Recently I started looking into investing in Bitcoin. I turned the idea over in my head for days. I got in low and kept pulling in and out over and over again out of fear. Then one day I noticed the price of a Bitcoin skyrocket. For fear of missing out on the rise, I bought back in. Then the price dropped and I lost a decent chunk of my investment. Instead of being proactive, I acted on my fear and had an emotional, reactive response. This came back to bite me in the ass. We don't make good decisions when we're emotional. Be prepared so that when the time comes, you're able to act objectively.


Do now, perfect later


Have you ever noticed yourself sit down to write a paper for school and you can't think of a title. You have done your research, you have an outline, but you're stuck on the damn title!


Next thing you know, 20 minutes have passed and there is still nothing on the page. That's 20 minutes that could have gone toward knocking out a few pages of your assignment.


HELLOOOO, SKIP THE TITLE!


The best way to get into a flow state is to take messy action. A lot of the time we spend procrastinating a task is because we're pressuring ourselves to put together something perfect. This pressure, or perfectionism, debilitates us from taking action until we're absolutely forced to, usually just a few hours before the assignment is due.


Just get started and accept it's not going to be perfect. Even if it's gibberish, just put it down. Even if there are inconsistencies, launch the website. Because when there isn't a deadline being imposed on you by an external source, perfectionism will keep you spinning your wheels indefinitely instead of taking real, legitimate action. Nothing is ever going to be absolutely perfect. Anything you do can always be better in someone's eyes. Do now and make any improvements later on.


You don't have to figure it all out yourself


Nothing will hold you back from growth like thinking you have to do it all yourself or figure it all out yourself. You alone only have 24 hours in the day. And you might be saying to yourself, "well, everyone only has 24 hours in the day."


If you hire an assistant for 8 hours a day, you've essentially bought yourself 8 hours a day. Now your day has 32 hours in it.

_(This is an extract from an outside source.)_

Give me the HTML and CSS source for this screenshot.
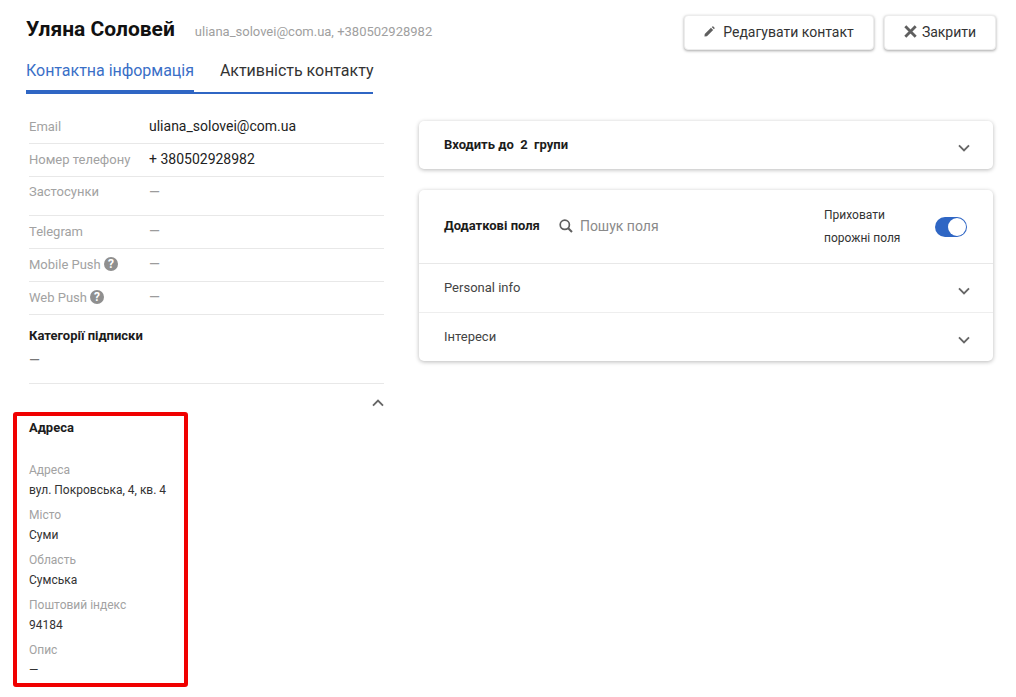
FILE: index.html
```html
<!DOCTYPE html>
<html lang="uk">
<head>
<meta charset="utf-8">
<title>Контакт</title>
<link rel="stylesheet" href="styles.css">
</head>
<body>
<div class="page">
  <header class="top">
    <div class="top-left">
      <div class="title-row">
        <h1 class="name">Уляна Соловей</h1>
        <span class="sub">uliana_solovei@com.ua, +380502928982</span>
      </div>
      <nav class="tabs">
        <span class="tab active">Контактна інформація</span>
        <span class="tab">Активність контакту</span>
      </nav>
    </div>
    <div class="actions">
      <button class="btn btn-edit">
        <svg class="ico-pen" viewBox="0 0 12 12"><path d="M0.5 11.5 L0.8 8.8 L7.6 2 L10 4.4 L3.2 11.2 Z M8.4 1.2 L9.2 0.5 Q9.7 0.1 10.2 0.5 L11.5 1.8 Q11.9 2.3 11.5 2.8 L10.8 3.6 Z" fill="#5f5f5f"/></svg>
        Редагувати контакт
      </button>
      <button class="btn btn-close">
        <svg class="ico-x" viewBox="0 0 12 12"><path d="M1.2 1.2 L10.8 10.8 M10.8 1.2 L1.2 10.8" stroke="#5f5f5f" stroke-width="2.6" fill="none"/></svg>
        Закрити
      </button>
    </div>
  </header>

  <main class="main">
    <section class="left">
      <div class="row"><span class="label">Email</span><span class="value">uliana_solovei@com.ua</span></div>
      <div class="row"><span class="label">Номер телефону</span><span class="value">+ 380502928982</span></div>
      <div class="row row-tall"><span class="label">Застосунки</span><span class="value dash">—</span></div>
      <div class="row"><span class="label">Telegram</span><span class="value dash">—</span></div>
      <div class="row"><span class="label">Mobile Push <svg class="q" viewBox="0 0 14 14"><circle cx="7" cy="7" r="7" fill="#8f8f8f"/><text x="7" y="11.2" class="q-mark">?</text></svg></span><span class="value dash">—</span></div>
      <div class="row"><span class="label">Web Push <svg class="q" viewBox="0 0 14 14"><circle cx="7" cy="7" r="7" fill="#8f8f8f"/><text x="7" y="11.2" class="q-mark">?</text></svg></span><span class="value dash">—</span></div>
      <div class="subs">
        <div class="strong">Категорії підписки</div>
        <div class="subs-dash">—</div>
      </div>
      <div class="collapse"><svg class="chev" viewBox="0 0 12 8"><path d="M1 6.6 L6 1.6 L11 6.6" fill="none" stroke="#666" stroke-width="1.9"/></svg></div>
      <div class="address">
        <div class="strong addr-title">Адреса</div>
        <div class="field"><div class="f-label">Адреса</div><div class="f-value">вул. Покровська, 4, кв. 4</div></div>
        <div class="field"><div class="f-label">Місто</div><div class="f-value">Суми</div></div>
        <div class="field"><div class="f-label">Область</div><div class="f-value">Сумська</div></div>
        <div class="field"><div class="f-label">Поштовий індекс</div><div class="f-value">94184</div></div>
        <div class="field"><div class="f-label">Опис</div><div class="f-value">—</div></div>
      </div>
    </section>

    <section class="right">
      <div class="card group-card">
        <span class="strong">Входить до&nbsp; 2&nbsp; групи</span>
        <svg class="chev" viewBox="0 0 12 8"><path d="M1 1.4 L6 6.4 L11 1.4" fill="none" stroke="#666" stroke-width="1.9"/></svg>
      </div>
      <div class="card fields-card">
        <div class="fields-head">
          <span class="strong">Додаткові поля</span>
          <span class="search">
            <svg class="ico-search" viewBox="0 0 14 14"><circle cx="5.8" cy="5.8" r="4.6" fill="none" stroke="#5f5f5f" stroke-width="1.7"/><path d="M9.2 9.2 L13 13" stroke="#5f5f5f" stroke-width="2"/></svg>
            <span class="placeholder">Пошук поля</span>
          </span>
          <span class="hide-label">Приховати<br>порожні поля</span>
          <span class="toggle"><span class="knob"></span></span>
        </div>
        <div class="acc"><span class="acc-title">Personal info</span><svg class="chev" viewBox="0 0 12 8"><path d="M1 1.4 L6 6.4 L11 1.4" fill="none" stroke="#666" stroke-width="1.9"/></svg></div>
        <div class="acc"><span class="acc-title">Інтереси</span><svg class="chev" viewBox="0 0 12 8"><path d="M1 1.4 L6 6.4 L11 1.4" fill="none" stroke="#666" stroke-width="1.9"/></svg></div>
      </div>
    </section>
  </main>
</div>
</body>
</html>
```

FILE: styles.css
```css
* { box-sizing: border-box; }
html, body { margin: 0; height: 100%; background: #fff; overflow: hidden; }
body { font-family: Roboto, "Liberation Sans", sans-serif; color: #212121; }
.page { width: 1016px; height: 697px; padding: 0 20px 0 26px; }

.top { display: flex; justify-content: space-between; align-items: flex-start; }
.top-left { padding-top: 17px; }
.title-row { display: flex; align-items: center; height: 24px; }
.name { margin: 0; font-size: 21px; line-height: 24px; font-weight: 700; color: #111; }
.sub { margin-left: 20px; font-size: 13px; color: #a0a0a0; position: relative; top: 2px; }
.tabs { display: flex; margin-top: 18px; height: 35px; border-bottom: 2px solid #2f66c4; width: 347px; }
.tab { font-size: 16px; line-height: 24px; color: #333; white-space: nowrap; letter-spacing: -0.03px; }
.tab.active { color: #3a6fc7; width: 168px; height: 35px; border-bottom: 4px solid #2f66c4; margin-right: 26px; }

.actions { display: flex; gap: 10px; padding-top: 15px; }
.btn { height: 35px; border: 1px solid #ececec; border-radius: 4px; background: #fff; box-shadow: 0 1px 3px rgba(0,0,0,.35); font: 400 14px Roboto, sans-serif; color: #333; display: flex; align-items: center; justify-content: center; padding: 0 0 2px; }
.btn-edit { width: 190px; gap: 8px; }
.btn-close { width: 112px; gap: 5px; }
.ico-pen { width: 11px; height: 11px; }
.ico-x { width: 13px; height: 13px; }

.main { display: flex; align-items: flex-start; margin-top: 17px; }
.left { width: 355px; margin-left: 3px; }
.right { width: 574px; margin-left: 35px; padding-top: 10px; display: flex; flex-direction: column; gap: 21px; }

.row { display: grid; grid-template-columns: 120px 1fr; height: 33px; align-items: center; padding-bottom: 2px; border-bottom: 1px solid #e8e8e8; }
.row-tall { height: 39px; align-items: start; padding: 7px 0 0; }
.label { font-size: 13px; color: #a2a2a2; display: flex; align-items: center; gap: 3px; white-space: nowrap; }
.value { font-size: 14px; color: #222; }
.dash { color: #9c9c9c; }
.q { width: 14px; height: 14px; }
.q-mark { font: 700 12px Roboto, sans-serif; fill: #fff; text-anchor: middle; }

.strong { font-size: 13px; font-weight: 700; color: #1c1c1c; }
.subs { height: 69px; padding-top: 13px; border-bottom: 1px solid #e8e8e8; }
.subs .strong { line-height: 15px; }
.subs-dash { font-size: 14px; color: #777; margin-top: 9px; line-height: 16px; }
.collapse { display: flex; justify-content: flex-end; height: 28px; padding-top: 15px; }

.address { width: 175px; height: 275px; margin-left: -16px; border: 4px solid #f00000; border-radius: 3px; padding: 4px 0 0 12px; }
.addr-title { line-height: 16px; margin-bottom: 24px; }
.field { height: 45px; }
.f-label { font-size: 12px; line-height: 20px; color: #a2a2a2; }
.f-value { font-size: 12px; line-height: 20px; color: #333; }

.card { background: #fff; border-radius: 5px; box-shadow: 0 1px 4px rgba(0,0,0,.28); }
.group-card { height: 48px; display: flex; align-items: center; justify-content: space-between; padding: 0 23px 0 25px; }
.group-card .strong { margin-top: -2px; }
.chev { width: 12px; height: 8px; display: block; }
.group-card .chev { margin-top: 6px; }

.fields-head { display: flex; align-items: center; height: 74px; padding: 0 26px 0 25px; border-bottom: 1px solid #e8e8e8; }
.fields-head .strong { margin-top: -2px; }
.search { display: flex; align-items: center; gap: 7px; margin-left: 19px; flex: 1; margin-top: -2px; }
.ico-search { width: 14px; height: 14px; }
.placeholder { font-size: 14px; color: #8a8a8a; }
.hide-label { font-size: 12px; line-height: 23px; color: #333; width: 111px; }
.toggle { width: 32px; height: 20px; border-radius: 10px; background: #2f66c4; position: relative; display: block; }
.knob { position: absolute; right: 1px; top: 1px; width: 18px; height: 18px; border-radius: 50%; background: #fff; }

.acc { height: 49px; display: flex; align-items: center; justify-content: space-between; padding: 0 23px 0 25px; border-bottom: 1px solid #eee; }
.acc:last-child { border-bottom: 0; height: 48px; }
.acc-title { font-size: 13px; color: #444; margin-top: -2px; }
.acc .chev { margin-top: 6px; }
```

If you hire someone to design a logo for you instead of learning how to do it yourself, you've just bought into the time the graphic designer spent educating themselves and perfecting their craft, as well as the time it would have taken you to just make the logo.


Let's take the company Spanx as an example. Do you think Sara Blakely knows the first thing about corporate taxes, textile chemistry, or logistics planning? There's a 99.999% chance she has no idea; she hired people who do know.


Be solution focused, not problem focused


How many times have you thought back and said "Man, I was so stressed about that at the time and now it isn't even an issue!" I've been there myself. When my car broke down, I sat at the edge of my bed and started crying. Then I gathered myself and started thinking about my options. The option my mechanic offered was to fix it for $4,000. I still owed $6k on the car. I purchased the car for $10k. I'd already spent almost $2k on mechanical work earlier that year. Fixing it and risking even more issues was simply not worth it and I also didn't have an entire $4k on hand. Nor was I willing to blow all of my savings and put the rest on a credit card.


Another option was to sell or junk the car and start taking public transportation for a few months while I saved for another car. I started looking up routes to the gym and work. The closest gym was a ten minute drive away, so walking there wasn't an option. Taking public transportation to work would eat up almost 3 hours out of my day and would require a dangerous 20 minute walk each morning. That was also not an option I was willing to take.


My third option was to trade the car for another, and that was the option I went with. I had one problem, my car broke down, and 3 solutions.


For every single problem there is at least one solution, and sometimes it is not the optimal solution, but there is a solution. Since that day I don't spend time focused on my problems. Spending hours and days thinking about the problem does nothing for me. I know what issue is there and immediately start listing out solutions.


This is exactly how Sara Blakely had the idea to start Spanx. She had a problem: she didn't like the way her hosiery looked in open toed shoes. What did she do? She solved that problem by cutting off the toes. And if she needed this solution, other people probably did too, so she turned it into a billion dollar business. If she only focused on the problem and not solving it, Spanx would not exist today.

 

Your mind has the ability to strongly affect the path you take in different circumstances and in life.


The difference between having a small business and working 16 hours days for scraps, and having a million dollar or billion dollar business is in the way you prepare, take action, use your resources and solve problems.


Don't allow your emotions to hold you back from making sensible, objective decisions, taking tangible action, or make you feel that it needs to all be done by you. A business can only grow as much as the amount of time and effort put into growing it.